Data Preprocessing Questions Medium
There are several popular dimensionality reduction techniques used in data preprocessing. Some of the commonly used techniques include:
1. Principal Component Analysis (PCA): PCA is a widely used technique that transforms the original variables into a new set of uncorrelated variables called principal components. It aims to capture the maximum variance in the data with a smaller number of components, thereby reducing the dimensionality.
2. Linear Discriminant Analysis (LDA): LDA is a supervised dimensionality reduction technique that aims to find a linear combination of features that maximizes the separation between different classes in the data. It is commonly used in classification tasks to improve the performance of machine learning models.

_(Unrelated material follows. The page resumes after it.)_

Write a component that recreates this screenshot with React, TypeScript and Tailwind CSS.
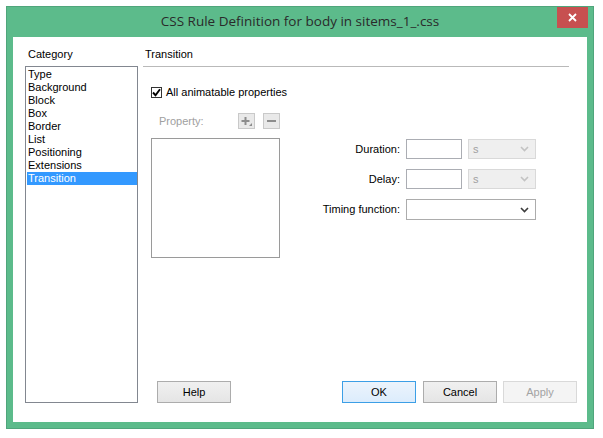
import React from "react";

const categories = [
  "Type",
  "Background",
  "Block",
  "Box",
  "Border",
  "List",
  "Positioning",
  "Extensions",
  "Transition",
];

function Chevron({ disabled }: { disabled?: boolean }) {
  return (
    <svg width="9" height="6" viewBox="0 0 9 6" className="shrink-0">
      <path
        d="M1 1 L4.5 4.5 L8 1"
        fill="none"
        stroke={disabled ? "#c3c3c3" : "#3c3c3c"}
        strokeWidth="1.6"
      />
    </svg>
  );
}

function Button({ label, primary, disabled }: { label: string; primary?: boolean; disabled?: boolean }) {
  let cls = "border-[#acacac] bg-gradient-to-b from-[#f0f0f0] to-[#e5e5e5] text-black";
  if (primary) cls = "border-[#3c9fe6] bg-gradient-to-b from-[#ecf4fc] to-[#dcecfc] text-black";
  if (disabled) cls = "border-[#d9d9d9] bg-[#f4f4f4] text-[#a3a3a3]";
  return (
    <div className={`w-[74px] h-[22px] border flex items-center justify-center text-[11px] ${cls}`}>
      {label}
    </div>
  );
}

export default function App() {
  return (
    <div
      className="w-[603px] h-[438px] bg-white overflow-hidden pt-[6px] pl-[6px]"
      style={{ fontFamily: '"Liberation Sans", Arial, sans-serif' }}
    >
      <div className="w-[588px] border border-[#4fa57b] bg-[#5cbb8b] flex flex-col">
        {/* Title bar */}
        <div className="relative h-[30px] flex items-center justify-center">
          <span
            className="text-[13.5px] text-[#2a2a2a] pb-[1px]"
            style={{ fontFamily: '"Open Sans", "Noto Sans", sans-serif' }}
          >
            CSS Rule Definition for body in sitems_1_.css
          </span>
          <div className="absolute right-[5px] top-0 w-[31px] h-[21px] bg-[#c75050] flex items-center justify-center">
            <svg width="9" height="9" viewBox="0 0 9 9">
              <path d="M1 1 L8 8 M8 1 L1 8" stroke="#fff" strokeWidth="1.8" />
            </svg>
          </div>
        </div>

        <div className="px-[6px] pb-[6px]">
          <div className="h-[385px] bg-white flex pl-[12px] pt-[11px] text-[11px] text-black">
            {/* Category column */}
            <div className="w-[113px] flex flex-col">
              <div className="h-[13px] leading-[13px] pl-[3px] mb-[5px]">Category</div>
              <div className="h-[337px] border border-[#828790] pt-[1px] pl-[1px]">
                {categories.map((c) => (
                  <div
                    key={c}
                    className={`h-[13px] leading-[13px] pl-[1px] ${
                      c === "Transition" ? "bg-[#3399ff] text-white" : ""
                    }`}
                  >
                    {c}
                  </div>
                ))}
              </div>
            </div>

            {/* Panel */}
            <div className="ml-[5px] w-[434px] flex flex-col h-[355px]">
              <div className="h-[13px] leading-[13px] pl-[2px] mb-[5px]">Transition</div>
              <div className="h-px w-[426px] bg-[#b9b9b9]" />

              <div className="mt-[20px] pl-[8px] flex items-center h-[11px]">
                <div className="w-[11px] h-[11px] border border-[#333] bg-white flex items-center justify-center">
                  <svg width="9" height="9" viewBox="0 0 9 9">
                    <path d="M1 4.5 L3.5 7.2 L8 1.2" fill="none" stroke="#000" strokeWidth="1.9" />
                  </svg>
                </div>
                <span className="ml-[4px]">All animatable properties</span>
              </div>

              <div className="mt-[15px] h-[16px] flex items-center">
                <span className="pl-[16px] w-[95px] text-[#a0a0a0]">Property:</span>
                <div className="w-[17px] h-[16px] border border-[#c9c9c9] bg-[#e9e9e9] flex items-center justify-center">
                  <svg width="13" height="12" viewBox="0 0 13 12">
                    <path d="M5.5 2 V10 M1.5 6 H9.5" stroke="#8d8d8d" strokeWidth="2" />
                    <path d="M9 11 L12 11 L12 8 Z" fill="#8d8d8d" />
                  </svg>
                </div>
                <div className="ml-[8px] w-[17px] h-[16px] border border-[#c9c9c9] bg-[#e9e9e9] flex items-center justify-center">
                  <svg width="11" height="4" viewBox="0 0 11 4">
                    <path d="M1 2 H10" stroke="#8d8d8d" strokeWidth="2" />
                  </svg>
                </div>
              </div>

              <div className="mt-[9px] flex">
                <div className="ml-[8px] w-[129px] h-[120px] border border-[#9a9a9a] bg-white" />
                <div className="grid grid-cols-[121px_56px_68px] gap-x-[6px] gap-y-[10px] content-start mt-[1px] -ml-[1px]">
                  <span className="flex items-center justify-end h-[20px]">Duration:</span>
                  <div className="h-[20px] border border-[#abadb3] bg-white" />
                  <div className="h-[20px] border border-[#d9d9d9] bg-[#efefef] flex items-center justify-between pl-[4px] pr-[6px] text-[#a0a0a0]">
                    <span>s</span>
                    <Chevron disabled />
                  </div>

                  <span className="flex items-center justify-end h-[20px]">Delay:</span>
                  <div className="h-[20px] border border-[#abadb3] bg-white" />
                  <div className="h-[20px] border border-[#d9d9d9] bg-[#efefef] flex items-center justify-between pl-[4px] pr-[6px] text-[#a0a0a0]">
                    <span>s</span>
                    <Chevron disabled />
                  </div>

                  <span className="flex items-center justify-end h-[21px]">Timing function:</span>
                  <div className="col-span-2 h-[21px] border border-[#acacac] bg-white flex items-center justify-end pr-[6px]">
                    <Chevron />
                  </div>
                </div>
              </div>

              <div className="mt-auto flex">
                <div className="ml-[14px]">
                  <Button label="Help" />
                </div>
                <div className="ml-[111px]">
                  <Button label="OK" primary />
                </div>
                <div className="ml-[7px]">
                  <Button label="Cancel" />
                </div>
                <div className="ml-[6px]">
                  <Button label="Apply" disabled />
                </div>
              </div>
            </div>
          </div>
        </div>
      </div>
    </div>
  );
}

3. t-Distributed Stochastic Neighbor Embedding (t-SNE): t-SNE is a nonlinear dimensionality reduction technique that is particularly useful for visualizing high-dimensional data in a lower-dimensional space. It preserves the local structure of the data, making it effective for exploring and clustering complex datasets.
4. Autoencoders: Autoencoders are neural network models that are trained to reconstruct the input data from a compressed representation. By learning a compressed representation of the data, autoencoders can effectively reduce the dimensionality of the input while preserving important features.
5. Independent Component Analysis (ICA): ICA is a technique that aims to separate a multivariate signal into additive subcomponents, assuming that the subcomponents are statistically independent. It is commonly used in signal processing and image analysis tasks to extract meaningful features from the data.
These are just a few examples of popular dimensionality reduction techniques. The choice of technique depends on the specific characteristics of the data and the goals of the analysis.